The Keystone Branch of the Woman's National Farm and Garden Association, established in 2005 at the Ambler Campus.

You don’t need to be a professional in the green industry to be a part of the group, Carey said.

“All you need is an interest in gardening, agriculture, or design,” she said. “I think it will be interesting to explore how the campus and the Association have developed over the last 100 years. I’d like to explore and celebrate women in horticulture and design and their contributions throughout history — this is truly a celebration of a rich, evolving history.”

The Women’s National Farm and Garden Association was established at a point in history “when women were organizing into groups for the first time.”

"This was a period before women had the right to vote — essentially they weren’t full citizens — but they wanted to make a difference in their communities,” Carey said. “For the first time they realized that by joining forces they could make more of a difference. Basically they were trying to change the world — if women were running things, how would they do things differently.”
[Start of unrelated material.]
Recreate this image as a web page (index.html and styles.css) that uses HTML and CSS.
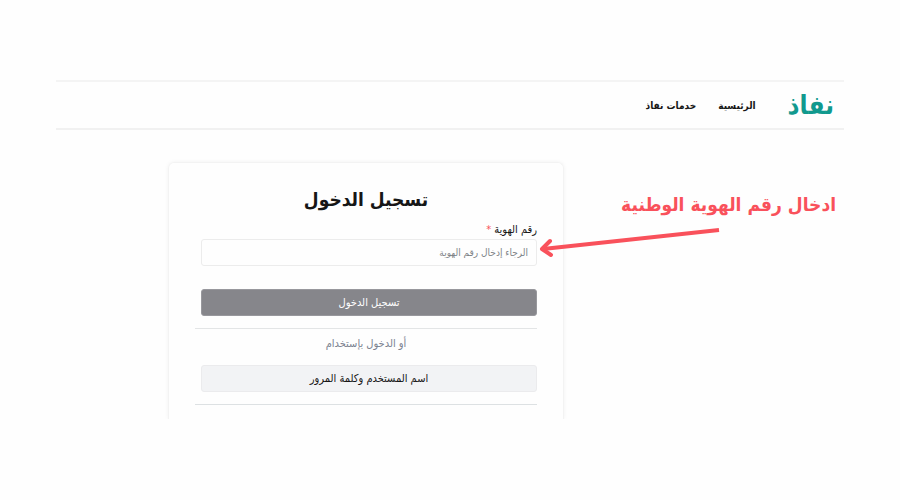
FILE: index.html
```html
<!DOCTYPE html>
<html lang="ar" dir="rtl">

<head>
    <meta charset="UTF-8">
    <meta name="viewport" content="width=device-width, initial-scale=1.0">
    <title>تسجيل الدخول</title>
    <link rel="stylesheet" href="styles.css">
</head>

<body>
    <header class="navbar">
        <a class="logo" href="#">نفاذ</a>
        <nav class="nav-links">
            <a href="#">الرئيسية</a>
            <a href="#">خدمات نفاذ</a>
        </nav>
    </header>

    <main class="content">
        <aside class="hint">
            <p class="hint-text">ادخال رقم الهوية الوطنية</p>
            <svg class="hint-arrow" width="184" height="34" viewBox="0 0 184 34" fill="none" stroke="#f9515b" stroke-width="4" aria-hidden="true">
                <path d="M181 4 L5 23" />
                <path d="M12 15 L4 23 L13 29" stroke-linecap="round" stroke-linejoin="round" />
            </svg>
        </aside>

        <section class="card">
            <h1>تسجيل الدخول</h1>
            <form class="login-form">
                <label for="idNumber">رقم الهوية <span class="required">*</span></label>
                <input type="text" id="idNumber" name="idNumber" placeholder="الرجاء إدخال رقم الهوية">
                <button type="submit" class="btn btn-login">تسجيل الدخول</button>
            </form>
            <div class="other-login">
                <p>أو الدخول بإستخدام</p>
                <button type="button" class="btn btn-other">اسم المستخدم وكلمة المرور</button>
            </div>
        </section>
    </main>
</body>

</html>
```

FILE: styles.css
```css
* {
    box-sizing: border-box;
}

body {
    margin: 0;
    padding: 80px 56px;
    background-color: #fefefe;
    color: #161616;
    font-family: "DejaVu Sans Condensed", "DejaVu Sans", sans-serif;
    font-size: 11px;
}

.navbar {
    display: flex;
    align-items: center;
    gap: 32px;
    height: 50px;
    padding: 0 10px;
    border-top: 2px solid #f4f4f4;
    border-bottom: 2px solid #f1f1f1;
}

.navbar a {
    text-decoration: none;
}

.logo {
    color: #11998e;
    font-size: 26px;
    font-weight: bold;
}

.nav-links {
    display: flex;
    gap: 22px;
}

.nav-links a {
    color: #161616;
    font-size: 10px;
    font-weight: bold;
}

.content {
    display: grid;
    grid-template-columns: 280fr 396fr 112fr;
    margin-top: 32px;
}

.card {
    padding: 20px 26px 14px;
    border: 1px solid #f3f3f3;
    border-bottom: none;
    border-radius: 6px 6px 0 0;
    box-shadow: 0 0 4px #f3f3f3;
    clip-path: inset(-6px -6px 0 -6px);
}

.card h1 {
    margin: 0 0 6px;
    font-size: 19px;
    line-height: 32px;
    text-align: center;
}

.login-form {
    display: flex;
    flex-direction: column;
    padding-left: 6px;
}

.login-form label {
    line-height: 18px;
}

.required {
    color: #f9515b;
}

.login-form input {
    height: 27px;
    margin-bottom: 23px;
    padding: 0 8px;
    border: 1px solid #ececec;
    border-radius: 3px;
    background-color: #fefefe;
    font-family: inherit;
    font-size: 10px;
}

.login-form input::placeholder {
    color: #808488;
    opacity: 1;
}

.btn {
    height: 27px;
    padding: 0;
    border-radius: 3px;
    font-family: inherit;
    font-size: 11px;
    cursor: pointer;
}

.btn-login {
    border: 1px solid #98989d;
    background-color: #86868b;
    color: #fff;
}

/* Alternative sign in, between two rules */
.other-login {
    display: flex;
    flex-direction: column;
    margin-top: 12px;
    padding-bottom: 12px;
    border-top: 1px solid #e3e5e6;
    border-bottom: 1px solid #dde1e3;
}

.other-login p {
    margin: 6px 0 12px;
    color: #7b8290;
    line-height: 18px;
    text-align: center;
}

.btn-other {
    margin-left: 6px;
    border: 1px solid #ebebed;
    background-color: #f2f3f5;
    color: #161616;
}

.hint {
    position: relative;
    padding: 28px 8px 0;
}

.hint-text {
    margin: 0;
    color: #f9515b;
    font-size: 19px;
    font-weight: bold;
    line-height: 28px;
    white-space: nowrap;
}

/* The arrow reaches over the card edge to the id field */
.hint-arrow {
    position: absolute;
    left: -26px;
    top: 64px;
    z-index: 1;
}
```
The rise of these “exceptionally organized” groups and institutions, Carey said, “was in part a thirst for knowledge for themselves, though it was also about passing on that knowledge to others.”

“Jane (Bowne) Haines was a social reformer at a time when there wasn’t very much available for women. She felt that horticulture and agriculture would be considered socially acceptable jobs for young, educated women and that it could provide them with a better future,” she said. “The garden clubs were involved in civic beautification and conservation decades before it ever became buzzwords. They looked at the world in terms of what we were doing to it — cutting down trees, spoiling the waterways — and what we could do to make it better. We have their foresight to thank for many of the green spaces, the open space, and arboreta that we enjoy in the Philadelphia region today that otherwise may never have been preserved.”